**JOB**
Each line that holds the word "page" should be returned.

**AVAILABLE DATA**
======
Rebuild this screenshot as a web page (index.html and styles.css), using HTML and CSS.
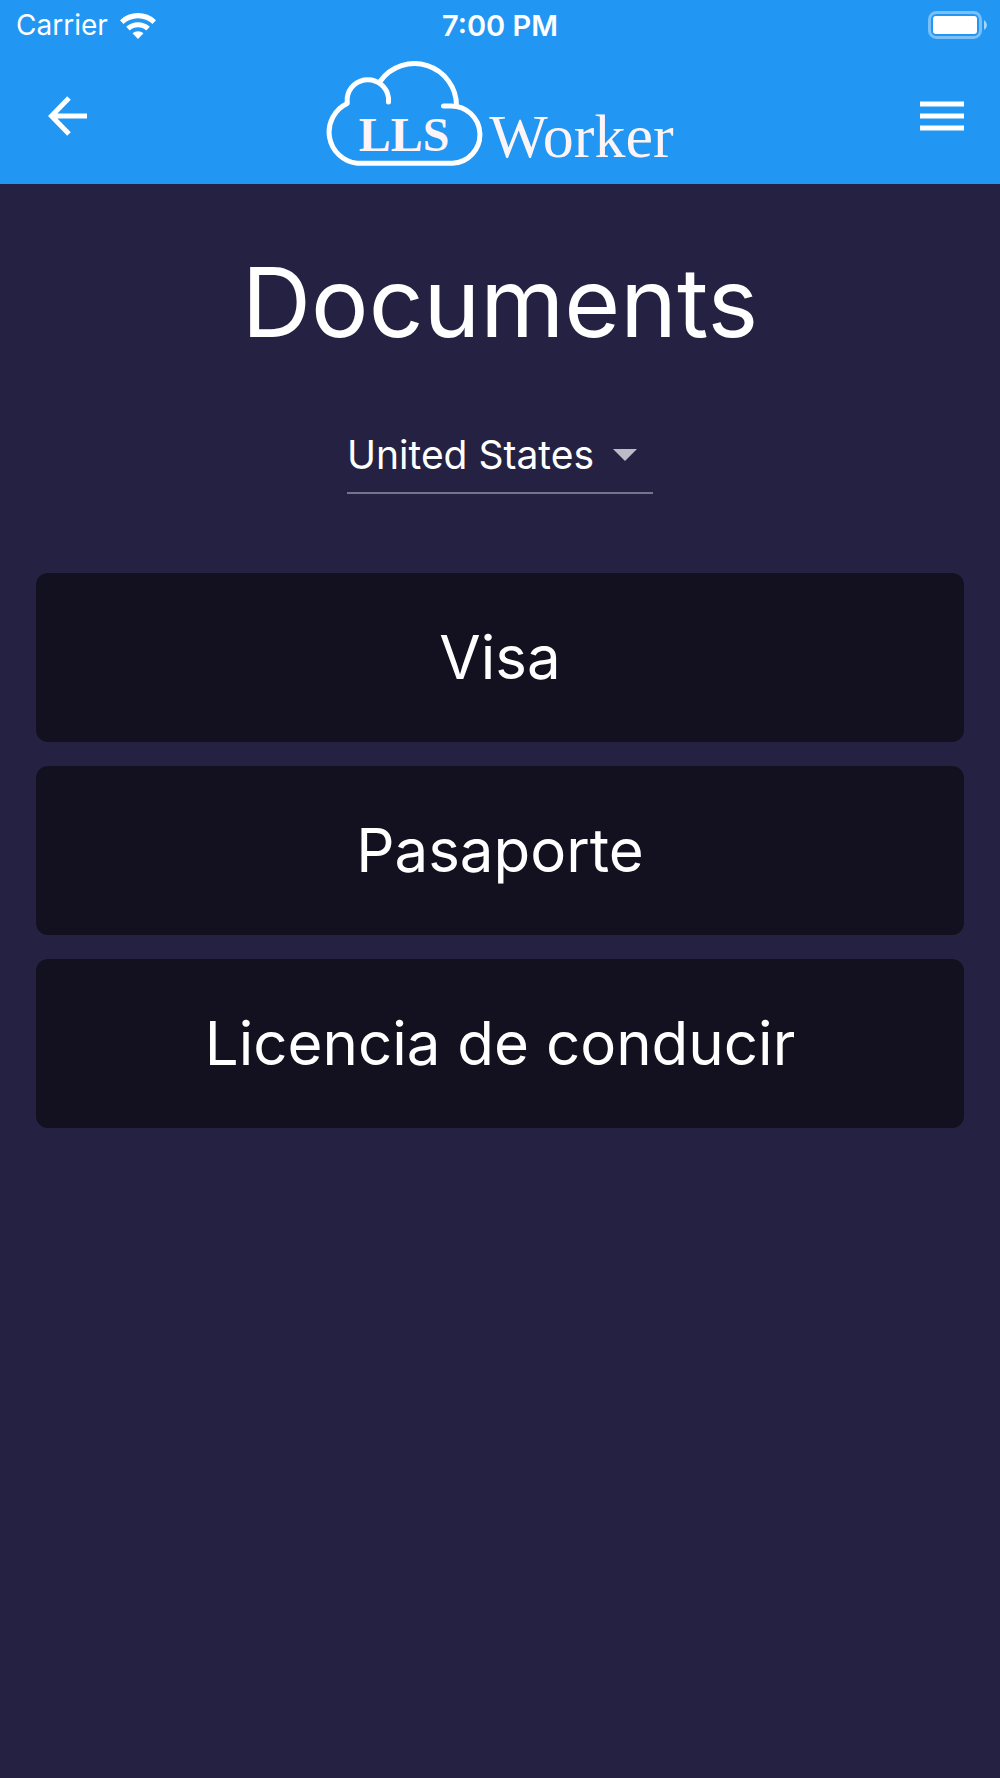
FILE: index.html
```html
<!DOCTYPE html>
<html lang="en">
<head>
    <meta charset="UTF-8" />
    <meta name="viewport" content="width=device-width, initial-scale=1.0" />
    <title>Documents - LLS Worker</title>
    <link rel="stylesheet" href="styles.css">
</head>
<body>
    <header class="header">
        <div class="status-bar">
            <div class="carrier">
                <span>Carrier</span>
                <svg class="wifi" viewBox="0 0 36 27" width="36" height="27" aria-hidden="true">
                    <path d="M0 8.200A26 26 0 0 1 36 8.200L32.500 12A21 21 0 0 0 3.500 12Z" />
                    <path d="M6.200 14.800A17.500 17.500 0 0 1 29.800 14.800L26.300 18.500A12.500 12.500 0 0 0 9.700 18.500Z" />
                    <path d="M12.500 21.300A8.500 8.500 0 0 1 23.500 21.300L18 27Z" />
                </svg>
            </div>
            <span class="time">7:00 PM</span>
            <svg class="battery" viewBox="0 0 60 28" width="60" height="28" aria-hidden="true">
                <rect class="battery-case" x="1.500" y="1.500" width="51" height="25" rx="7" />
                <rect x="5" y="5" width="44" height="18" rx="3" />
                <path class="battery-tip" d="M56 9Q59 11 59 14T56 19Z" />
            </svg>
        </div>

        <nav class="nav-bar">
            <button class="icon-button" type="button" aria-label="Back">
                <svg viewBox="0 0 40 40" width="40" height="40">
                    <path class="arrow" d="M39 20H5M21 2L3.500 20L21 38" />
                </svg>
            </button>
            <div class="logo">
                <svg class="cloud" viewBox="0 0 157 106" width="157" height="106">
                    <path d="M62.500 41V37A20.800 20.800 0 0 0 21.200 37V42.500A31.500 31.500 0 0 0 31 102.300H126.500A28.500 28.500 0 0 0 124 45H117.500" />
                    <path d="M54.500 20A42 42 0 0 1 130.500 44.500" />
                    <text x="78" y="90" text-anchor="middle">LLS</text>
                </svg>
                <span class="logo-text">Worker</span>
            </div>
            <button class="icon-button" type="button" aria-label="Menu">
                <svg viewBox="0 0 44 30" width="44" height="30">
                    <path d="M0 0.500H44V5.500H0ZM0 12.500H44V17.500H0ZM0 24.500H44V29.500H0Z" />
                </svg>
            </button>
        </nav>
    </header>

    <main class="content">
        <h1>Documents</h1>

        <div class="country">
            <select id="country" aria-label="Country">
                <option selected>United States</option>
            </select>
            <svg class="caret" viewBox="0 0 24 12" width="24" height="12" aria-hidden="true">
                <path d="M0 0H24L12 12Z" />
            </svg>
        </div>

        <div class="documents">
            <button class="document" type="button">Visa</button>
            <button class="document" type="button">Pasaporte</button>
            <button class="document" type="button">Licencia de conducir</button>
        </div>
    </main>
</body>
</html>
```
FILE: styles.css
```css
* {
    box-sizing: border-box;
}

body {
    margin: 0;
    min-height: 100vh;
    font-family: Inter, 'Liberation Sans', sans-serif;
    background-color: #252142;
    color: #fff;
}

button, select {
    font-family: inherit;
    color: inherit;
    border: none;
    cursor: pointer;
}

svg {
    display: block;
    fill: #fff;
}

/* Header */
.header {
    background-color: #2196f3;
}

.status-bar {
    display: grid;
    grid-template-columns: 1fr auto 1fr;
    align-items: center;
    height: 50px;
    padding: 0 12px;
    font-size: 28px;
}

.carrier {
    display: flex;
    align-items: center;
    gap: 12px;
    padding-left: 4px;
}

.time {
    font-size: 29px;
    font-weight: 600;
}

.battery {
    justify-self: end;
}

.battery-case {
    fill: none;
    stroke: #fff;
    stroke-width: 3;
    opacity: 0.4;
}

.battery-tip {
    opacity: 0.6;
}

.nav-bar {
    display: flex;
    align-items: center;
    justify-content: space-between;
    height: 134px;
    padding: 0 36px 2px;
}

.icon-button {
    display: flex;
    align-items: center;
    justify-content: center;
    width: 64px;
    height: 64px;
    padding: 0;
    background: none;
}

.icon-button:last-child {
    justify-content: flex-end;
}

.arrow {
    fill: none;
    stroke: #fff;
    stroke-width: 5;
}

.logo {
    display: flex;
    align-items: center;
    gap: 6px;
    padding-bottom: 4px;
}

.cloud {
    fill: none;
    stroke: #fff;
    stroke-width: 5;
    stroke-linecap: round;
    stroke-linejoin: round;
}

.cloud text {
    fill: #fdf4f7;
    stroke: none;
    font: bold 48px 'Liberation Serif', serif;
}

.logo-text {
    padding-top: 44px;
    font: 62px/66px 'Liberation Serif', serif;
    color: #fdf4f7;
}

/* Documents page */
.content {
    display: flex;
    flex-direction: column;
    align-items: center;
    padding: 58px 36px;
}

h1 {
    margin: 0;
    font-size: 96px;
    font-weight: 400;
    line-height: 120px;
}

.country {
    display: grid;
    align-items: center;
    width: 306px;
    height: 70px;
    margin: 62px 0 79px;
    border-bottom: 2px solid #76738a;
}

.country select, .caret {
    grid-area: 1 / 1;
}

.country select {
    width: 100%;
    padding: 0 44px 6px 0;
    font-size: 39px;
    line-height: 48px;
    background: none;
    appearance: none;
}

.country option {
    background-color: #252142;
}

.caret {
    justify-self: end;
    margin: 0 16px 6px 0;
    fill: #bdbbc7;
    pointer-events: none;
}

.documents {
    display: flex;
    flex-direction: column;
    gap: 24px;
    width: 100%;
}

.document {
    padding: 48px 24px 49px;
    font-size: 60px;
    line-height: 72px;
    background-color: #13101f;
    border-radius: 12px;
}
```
======
**TASK RESULT**
Rebuild this screenshot as a web page (index.html and styles.css), using HTML and CSS.
/* Documents page */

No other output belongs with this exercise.